The extras are a marvelous bunch, from the commentary track by screenwriter Ernest Lehman to the superb making-of feature with Lehman, Hitchcock’s daughter, Martin Landau, and Eva Marie Saint. Of special interest to film-score fans, you can isolate Bernard Herrmann’s masterpiece of an orchestral score in mostly superb sound (oddly, some surround and some mono) and get a master class in why Hitchcock kept using this irascible, grumpy composer.

North by Northwest is available in a number of different editions. The least expensive is the single-disc version ($15), which is perfectly adequate. For the obsessed there is the Limited Edition Collector’s Set ($72), which gives you a huge slipcase, a plaque, a poster, several stills, and Lord knows what else. I’ve never laid my hands on one. The film also comes as part of three different multipacks, including The Warner Classics Mega-Collection ($2000, gulp!). My choice is The Alfred Hitchcock Signature Collection ($75), which also includes eight other of Hitchcock’s best films from 1940-1954: Strangers on a Train, Dial M for Murder, Foreign Correspondent, Suspicion, The Wrong Man, Stage Fright, I Confess, and Mr. and Mrs. Smith.

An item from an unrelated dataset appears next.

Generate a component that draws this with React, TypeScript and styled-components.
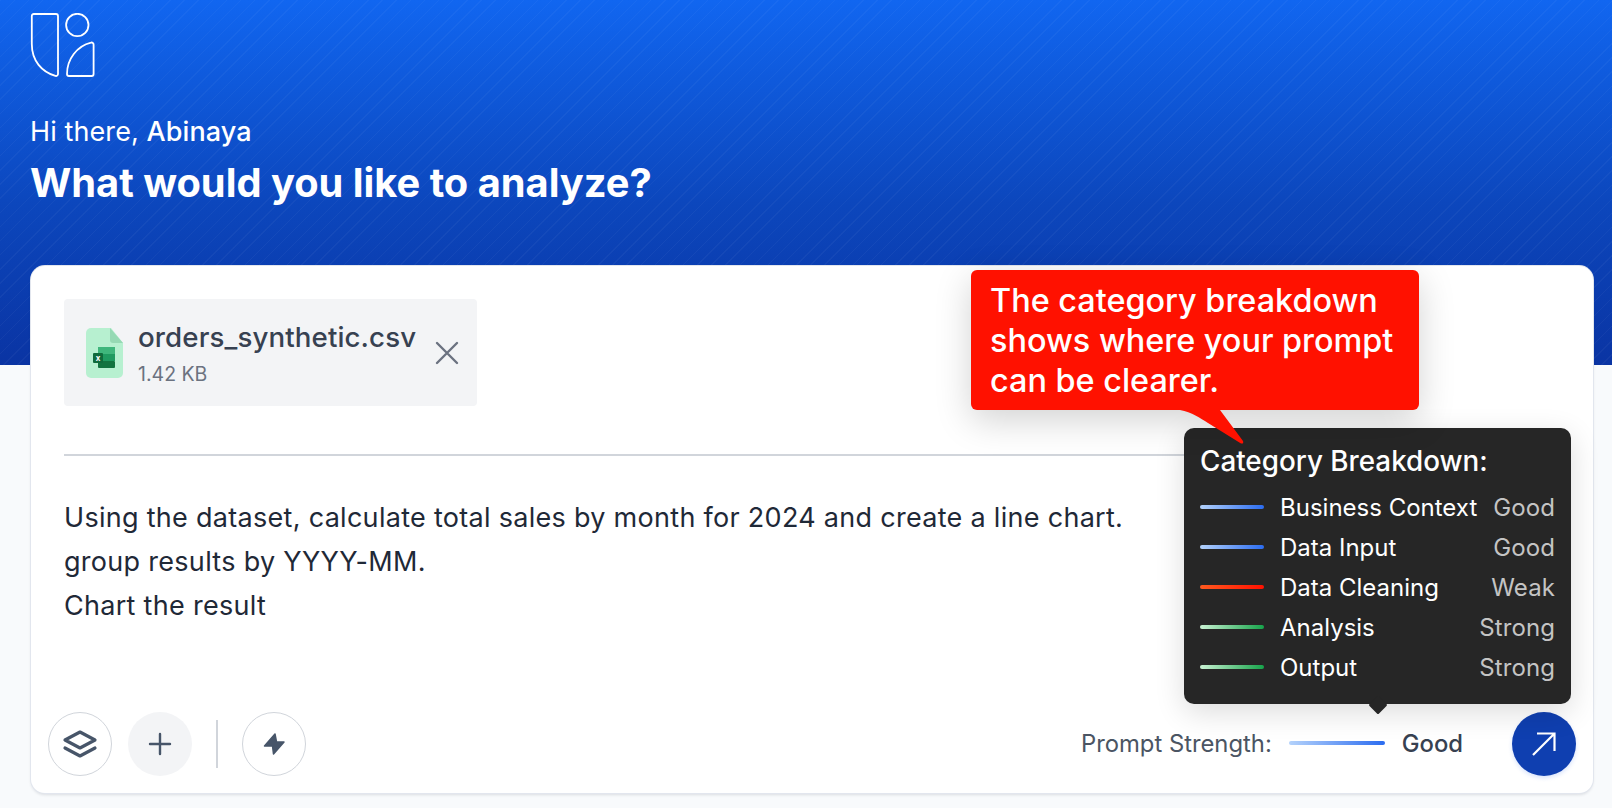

Each month, when I go through the possible candidates for "Collector’s Corner," I have a ritual. I go back and check to see how long it’s been since I last wrote about a Hitchcock film. I try to limit myself to one per year. He’s hard to resist -- of his 60-odd films, 22 are perfect candidates for this column. And as much as I am devoted to Ford and Hawks and Chaplin and Lubitsch and Sturges and Wilder and a dozen others, none of them made half so many classics.

There will never be another Hitchcock.

...Wes Marshall
wesm@hometheatersound.com

*The conversations between Alfred Hitchcock and François Truffaut are from Truffaut’s Hitchcock (1967, revised 1985), a series of conversations between the two directors that is well worth reading by anyone interested in Hitchcock.